Beyond being as clear as possible about what it shows, there’s not much to say about this picture. It’s a small painting by an unknown American whaleman artist. It was painted around 1830, and it hangs in the New Bedford Whaling Museum (an extraordinary place with which no New Englander should be unfamiliar).
What it shows is a whale calf in the mouth of its mother.
She is not, of course, eating it. (Those teeth are useless.) She is trying to rescue it. And that, my friends, was all part of the whalers’ fiendish plan.
Whale and Calf
If whalers — big drivers of the economy in early industrial America — could get their harpoons into a whale calf they never missed their chance, because harpooning the baby was a perfect way to lure in the adult. The bigger the whale, the more oil.
Proof positive that humans are more intelligent than whales?
That would be one way to look at it. Another might be to say that intelligence is one thing, while the bonds of instinct are another. The whalers (look at them in their small, frail craft; admire their trust in the process!) were smart only insofar as they knew how to exploit those bonds. Switch the species and most human mothers would do exactly the same.
There are four whales in this picture, as well as four whaling boats and a “mother ship.” (Will she come to the whalers’ rescue if things go awry? Presumably she would try.) Three of the whales are already spraying blood. Only the mother’s fate seems undecided.
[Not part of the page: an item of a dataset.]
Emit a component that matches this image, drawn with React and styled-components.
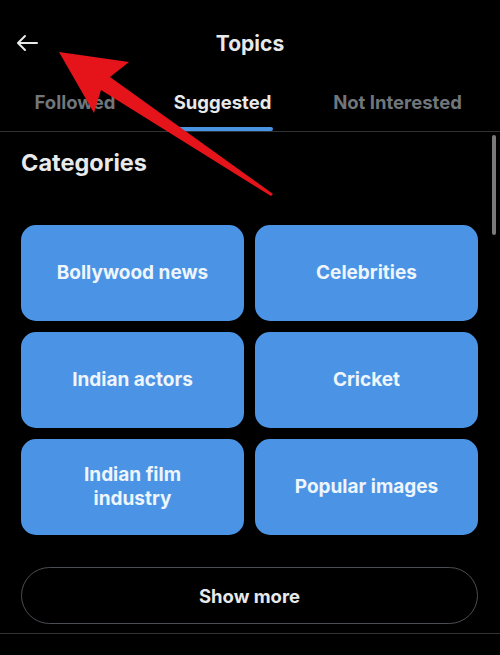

I can’t think of another picture so small that depicts such an awesome sight. Look at the mother whale soaring out of the sea, dwarfing everything around her! Consider, too, the quantities of salty blood entering the even saltier sea, much of it already pouring forth from the calf’s flank and spout.
Did the painter really witness this scene? One can only imagine what it might have felt like.
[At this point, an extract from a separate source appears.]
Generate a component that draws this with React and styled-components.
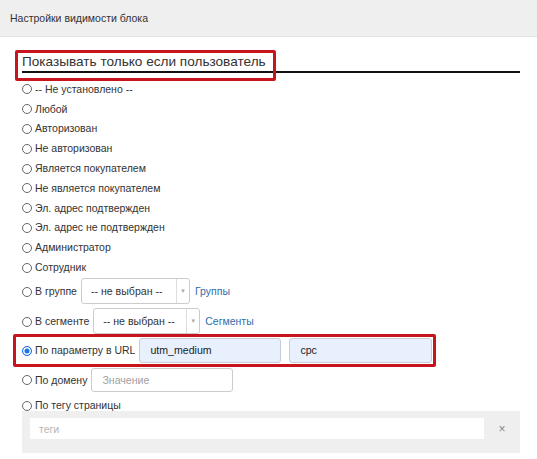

He certainly painted it beautifully. The style is naive. But the movement of the waves and the froth churning around the mother whale feel real enough; the sky’s graduated light feels observed, not schematic, and the shading in the sails of the ship gives it a convincing three-dimensional presence.
In the background to the left, note that the rowers’ oars are in the air as their crewmate goes in for the kill. The hiatus in their efforts reminds us of the proximity whalers required in order to execute their tasks.
The word “treachery” haunts the whole business. So, too, does “courage.”
Imagine now their beating hearts.
Sebastian Smee can be reached at firstname.lastname@example.org.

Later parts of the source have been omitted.